1. Don't do LEAPs (of any kind) unless you are 90% certain the stock price will at least double in the next 24 months. With AMAT, the only way you can do this is buy at X1 to X1.5 sales, when chip prices have started to recover, but before the first hint of increasing equipment orders. I won't buy LEAPs unless AMATs price is below 25, and memory chip prices have stabilised.

2. Unless you enjoy the thrill of gambling, don't buy LEAPs more than 10 points out of the money. These strike prices work only if the underlying stock price at least triples. The odds of being able to time a triple in 18 months are not good.
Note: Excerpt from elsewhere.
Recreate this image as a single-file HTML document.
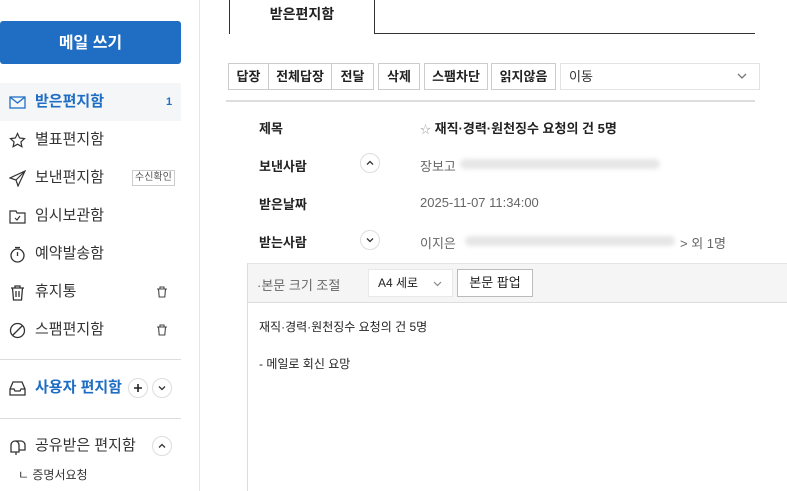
<!DOCTYPE html>
<html><head><meta charset="utf-8"><style>
*{margin:0;padding:0;box-sizing:border-box}
body{width:787px;height:491px;overflow:hidden;background:#fff;font-family:"Liberation Sans","Noto Sans CJK KR",sans-serif;color:#222;position:relative}
.a{position:absolute}
.side{left:0;top:0;width:200px;height:491px;border-right:1px solid #e5e5e5}
.compose{left:0;top:21px;width:181px;height:43px;background:#1f6ec4;border-radius:3px;color:#fff;font-size:16px;font-weight:bold;text-align:center;line-height:45px}
.row{left:0;width:181px;height:38px;font-size:15px;line-height:38px;padding-left:35px;color:#333}
.ic{position:absolute;left:9px;top:11px;width:17px;height:17px}
.btn{top:63px;height:27px;border:1px solid #ccc;background:#fff;font-size:13px;font-weight:bold;line-height:25px;text-align:center;color:#222}
.lab{left:259px;font-size:13px;font-weight:bold}
.val{left:420px;font-size:13px;color:#666}
.circ{width:20px;height:20px;border:1px solid #ddd;border-radius:50%;text-align:center}
.circ svg{position:absolute;left:5px;top:5px}
.blur{height:10px;background:#e6e6e6;border-radius:5px;filter:blur(2px)}
</style></head><body>
<div class="a side"></div>
<div class="a compose">메일 쓰기</div>
<div class="a row" style="top:83px;background:#f5f6f7;color:#1f6ec4;font-weight:bold">
<svg class="ic" viewBox="0 0 17 17" fill="none" stroke="#1f6ec4" stroke-width="1.3"><rect x="1" y="3" width="15" height="11"/><path d="M1 3l7.5 6L16 3"/></svg>받은편지함<span class="a" style="left:166px;font-size:11px">1</span></div>
<div class="a row" style="top:121px"><svg class="ic" viewBox="0 0 17 17" fill="none" stroke="#333" stroke-width="1.2"><path d="M8.5 1.5l2.1 4.5 4.9.6-3.6 3.3 1 4.8-4.4-2.5-4.4 2.5 1-4.8L1.5 6.6l4.9-.6z"/></svg>별표편지함</div>
<div class="a row" style="top:159px"><svg class="ic" viewBox="0 0 17 17" fill="none" stroke="#333" stroke-width="1.2"><path d="M16 1L1 8l6 2 2 6zM7 10l9-9"/></svg>보낸편지함<span class="a" style="left:132px;top:11px;height:16px;line-height:14px;font-size:10px;border:1px solid #ccc;padding:0 2px;color:#555">수신확인</span></div>
<div class="a row" style="top:197px"><svg class="ic" viewBox="0 0 17 17" fill="none" stroke="#333" stroke-width="1.2"><path d="M1 3h6l1 2h8v10H1z"/><path d="M6 10l2 2 3-4"/></svg>임시보관함</div>
<div class="a row" style="top:235px"><svg class="ic" viewBox="0 0 17 17" fill="none" stroke="#333" stroke-width="1.3"><circle cx="8.5" cy="9.5" r="6.5"/><path d="M8.5 6v4M6 1.5h5"/></svg>예약발송함</div>
<div class="a row" style="top:273px"><svg class="ic" viewBox="0 0 17 17" fill="none" stroke="#333" stroke-width="1.3"><path d="M2 4h13M6 4V2h5v2M3.5 4l1 12h8l1-12M7 7v6M10 7v6"/></svg>휴지통<svg class="a" style="left:156px;top:13px" width="12" height="12" viewBox="0 0 12 12" fill="none" stroke="#444" stroke-width="1.1"><path d="M1 3h10M4 3V1h4v2M2.5 3l.7 8h5.6l.7-8"/></svg></div>
<div class="a row" style="top:311px"><svg class="ic" viewBox="0 0 17 17" fill="none" stroke="#333" stroke-width="1.3"><circle cx="8.5" cy="8.5" r="7"/><path d="M3.5 13.5l10-10"/></svg>스팸편지함<svg class="a" style="left:156px;top:13px" width="12" height="12" viewBox="0 0 12 12" fill="none" stroke="#444" stroke-width="1.1"><path d="M1 3h10M4 3V1h4v2M2.5 3l.7 8h5.6l.7-8"/></svg></div>
<div class="a" style="left:0;top:359px;width:181px;height:1px;background:#ddd"></div>
<div class="a row" style="top:369px;color:#1f6ec4;font-weight:bold"><svg class="ic" viewBox="0 0 17 17" fill="none" stroke="#333" stroke-width="1.3"><path d="M1 9l3-7h9l3 7v6H1zM1 9h4l1 2h5l1-2h4"/></svg>사용자 편지함<span class="a circ" style="left:128px;top:9px"><svg width="8" height="8" viewBox="0 0 8 8" stroke="#222" stroke-width="1.6"><path d="M4 0v8M0 4h8"/></svg></span><span class="a circ" style="left:152px;top:9px"><svg width="8" height="8" viewBox="0 0 8 8" fill="none" stroke="#333" stroke-width="1.3"><path d="M1 2.5l3 3 3-3"/></svg></span></div>
<div class="a" style="left:0;top:418px;width:181px;height:1px;background:#ddd"></div>
<div class="a row" style="top:427px"><svg class="ic" viewBox="0 0 17 17" fill="none" stroke="#333" stroke-width="1.3"><path d="M5 14H2V7a4 4 0 018 0v7H5zM6 3h6a4 4 0 014 4v5h-6M7 14v3"/></svg>공유받은 편지함<span class="a circ" style="left:152px;top:9px"><svg width="8" height="8" viewBox="0 0 8 8" fill="none" stroke="#333" stroke-width="1.3"><path d="M1 5.5l3-3 3 3"/></svg></span></div>
<div class="a" style="left:18px;top:466px;font-size:12px;color:#333">ㄴ 증명서요청</div>

<div class="a" style="left:229px;top:0;width:146px;height:34px;border-left:1px solid #333;border-right:1px solid #333;font-size:14px;font-weight:bold;text-align:center;line-height:28px">받은편지함</div>
<div class="a" style="left:374px;top:33px;width:381px;height:1px;background:#333"></div>

<div class="a btn" style="left:228px;width:41px">답장</div>
<div class="a btn" style="left:268px;width:64px">전체답장</div>
<div class="a btn" style="left:331px;width:43px">전달</div>
<div class="a btn" style="left:378px;width:42px">삭제</div>
<div class="a btn" style="left:424px;width:64px">스팸차단</div>
<div class="a btn" style="left:491px;width:65px">읽지않음</div>
<div class="a" style="left:560px;top:63px;width:200px;height:27px;border:1px solid #e3e3e3;font-size:13px;line-height:25px;padding-left:8px;color:#333">이동<svg class="a" style="left:176px;top:9px" width="10" height="7" viewBox="0 0 10 7" fill="none" stroke="#777" stroke-width="1.3"><path d="M1 1l4 4 4-4"/></svg></div>
<div class="a" style="left:226px;top:100px;width:529px;height:2px;background:#ddd"></div>

<div class="a lab" style="top:118px">제목</div>
<div class="a" style="left:420px;top:118px;font-size:13px;font-weight:bold"><span style="color:#aaa;font-weight:normal;font-size:11px">☆</span> 재직·경력·원천징수 요청의 건 5명</div>
<div class="a lab" style="top:156px">보낸사람</div>
<div class="a circ" style="left:360px;top:153px"><svg width="8" height="8" viewBox="0 0 8 8" fill="none" stroke="#333" stroke-width="1.3"><path d="M1 5.5l3-3 3 3"/></svg></div>
<div class="a val" style="top:156px">장보고</div>
<div class="a blur" style="left:460px;top:159px;width:200px"></div>
<div class="a lab" style="top:194px">받은날짜</div>
<div class="a val" style="top:195px">2025-11-07 11:34:00</div>
<div class="a lab" style="top:232px">받는사람</div>
<div class="a circ" style="left:360px;top:230px"><svg width="8" height="8" viewBox="0 0 8 8" fill="none" stroke="#333" stroke-width="1.3"><path d="M1 2.5l3 3 3-3"/></svg></div>
<div class="a val" style="top:233px">이지은</div>
<div class="a blur" style="left:465px;top:236px;width:210px"></div>
<div class="a val" style="left:680px;top:233px">&gt; 외 1명</div>

<div class="a" style="left:247px;top:263px;width:540px;height:228px;border-left:1px solid #ddd;border-top:1px solid #e5e5e5"></div>
<div class="a" style="left:248px;top:264px;width:539px;height:39px;background:#f5f5f5;border-bottom:1px solid #ddd"></div>
<div class="a" style="left:257px;top:275px;font-size:13px;color:#666">·본문 크기 조절</div>
<div class="a" style="left:368px;top:269px;width:85px;height:28px;background:#fff;border:1px solid #e8e8e8;font-size:12px;line-height:26px;padding-left:9px">A4 세로<svg class="a" style="left:64px;top:11px" width="9" height="6" viewBox="0 0 9 6" fill="none" stroke="#888" stroke-width="1.2"><path d="M1 1l3.5 3.5L8 1"/></svg></div>
<div class="a" style="left:457px;top:269px;width:76px;height:28px;background:#fff;border:1px solid #bbb;font-size:13px;line-height:26px;text-align:center">본문 팝업</div>
<div class="a" style="left:259px;top:318px;font-size:12px">재직·경력·원천징수 요청의 건 5명</div>
<div class="a" style="left:259px;top:355px;font-size:12px">- 메일로 회신 요망</div>
</body></html>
3. The best risk-reward balance seems to be at a strike price 0-10 points out-of-the-money. Going further in-the-money doesn't give you better returns, unless the underlying does very badly.

4. For now, I buy nothing and sell nothing. I will probably wait until the Jan. 2001 LEAPs become available in July 1998, and buy 35 calls if the stock price is still at 25. Buying later is safer, because the pressure of .25 and .18 and 300mm and merced will eventually produce a sharp increase in orders. The semi companies who went into this downturn with a pile of cash will make those orders, and increase market share. The semi companies who went into this downturn with a pile of debt will be liquidated. The latest these orders can be put off is about the year 2000, IMnot-so-humbleO. The closer we get to 2000, with the stock still out-of-favor, the safer LEAPs will be.

Wouldn't it be great if the stock stays at 25-35 all next year, so we can buy lots of it cheaply? And then sell in 2000 at 120 or so? Things are turning out perfectly!